Someone in the crowd said to him, “Teacher, tell my brother to divide the family inheritance with me.”
It is the someone in the crowd who comes seeking a judgement but not upon himself, upon his brother. And the Rabbi produces a judgement upon the someone.
But it would be too easy to preach a sermon against the extravagances and injustices of greed. And you probably know all about that. I certainly do. After all, Australia comes about 12th in the worldwide prosperity stakes, and we’re pretty good consumers.
But morality barely touches the surface of the depth of this intriguing passage. And moralism would be far too easy.
No, the key to this passage doesn’t lie in the injunction against greed or the warning about bigger barns, although such a warning may certainly be warranted. No, the key to this passage lies in the tag, the sting in the tail, the reference to the superiority of being rich toward God—being rich toward God. But what does this really mean?
You’d think once we’d located the key, we’d be well and truly on track, wouldn’t you? But it seems that this key just raises more questions than it answers too. This key is more like another puzzle which needs another key, another solution, another answer, another response. But I bet if we asked this Rabbi, we’d receive another enigmatic response again.
What would we ask anyway? What must I do to be rich toward God? It sounds an awful lot like a question asked not so long ago in the text: What must I do to inherit eternal life? It was asked by a lawyer who, for his trouble, got an admonition about loving God and loving neighbour. Although, he wasn’t particularly satisfied with that, so he kept on asking and received a story about a man whom the lawyer might not have recognised as being a neighbour but yet was a neighbour to someone who needed a friend, indeed a rescuer, a saviour. Perhaps things are becoming a little clearer—or not.
The Rabbi is asked for a judgement: a judgement upon a brother; a judgement upon a neighbour. And the seeker receives a judgement upon himself; upon his seeking. And the judgement seems to be pointing back to something a little earlier about loving God and loving neighbour; and a strange story about a strange rescuer.
Judgement upon another was not a part of the parable of the Good Samaritan; mercy was. And this diatribe about greed too is not so much a judgement upon the someone in the crowd, but an act of mercy pointing to the “better part” chosen by Mary of Bethany while Martha is distracted. That wasn’t so long ago in the text either.
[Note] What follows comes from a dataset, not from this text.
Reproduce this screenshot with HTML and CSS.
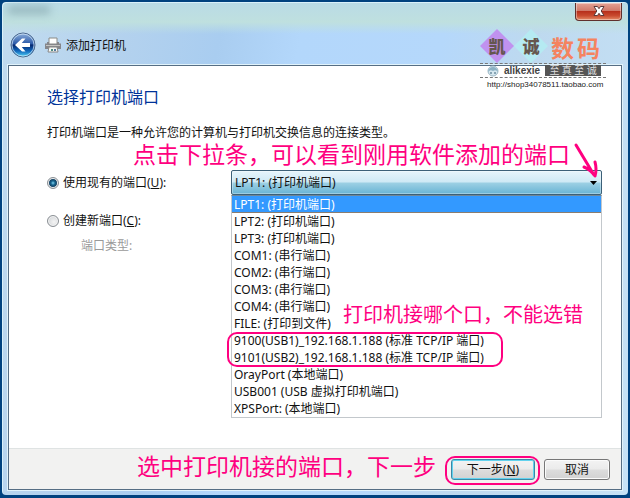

These better barns and this question about inheritance, are they distractions too? Or perhaps detours up wrong paths. The Rabbi seems to be saying that, even if we could achieve what this someone in the crowd might want to achieve: the laying up of ample goods, allowing a life of relaxation, eating, drinking and merry-making, it would be for nothing. Judgement may come before we have achieved what we want to achieve. Or it may come after we have achieved what we want to achieve. More likely, it will come while we are trying to achieve what we want to achieve. But whenever it comes, what won’t be significant is what we have achieved or not, or how relaxed and comfortable we are. It will be where we are at with God. And where we are at with God depends on us seeking the riches of God… or does it?
The riches of God have nothing to do with what we can or want to achieve. The riches of God have nothing to do with what we seek or what we find. The riches of God have already been achieved for us in the person of the Rabbi himself, judge and arbitrator, redeemer and saviour.
And then, what is required of us is not a striving for riches but a response to the riches already received and that response consists in the love of God and the love of neighbour. This response is not one that can be achieved or accomplished. It does not have a beginning or an ending. It is not all that complicated. It hardly seems possible that we might have missed it. Rather, it is just what it means to be overwhelmed by the gift of freedom that we find in Christ, by the gift of re-creation that we have been given in Christ, by the gift of renewal that comes to us through Christ.
Someone in the crowd said to him, “Teacher, tell my brother to divide the family inheritance with me.”
The Rabbi just might have said, “You already have what’s coming to you. Sit back and enjoy it which is to say, respond to this gracious gift by honouring the one from whom it comes and nurturing one another in the riches of this grace.” And that my friends, is now and always has been the guts of the Gospel, and the inheritance of eternal life.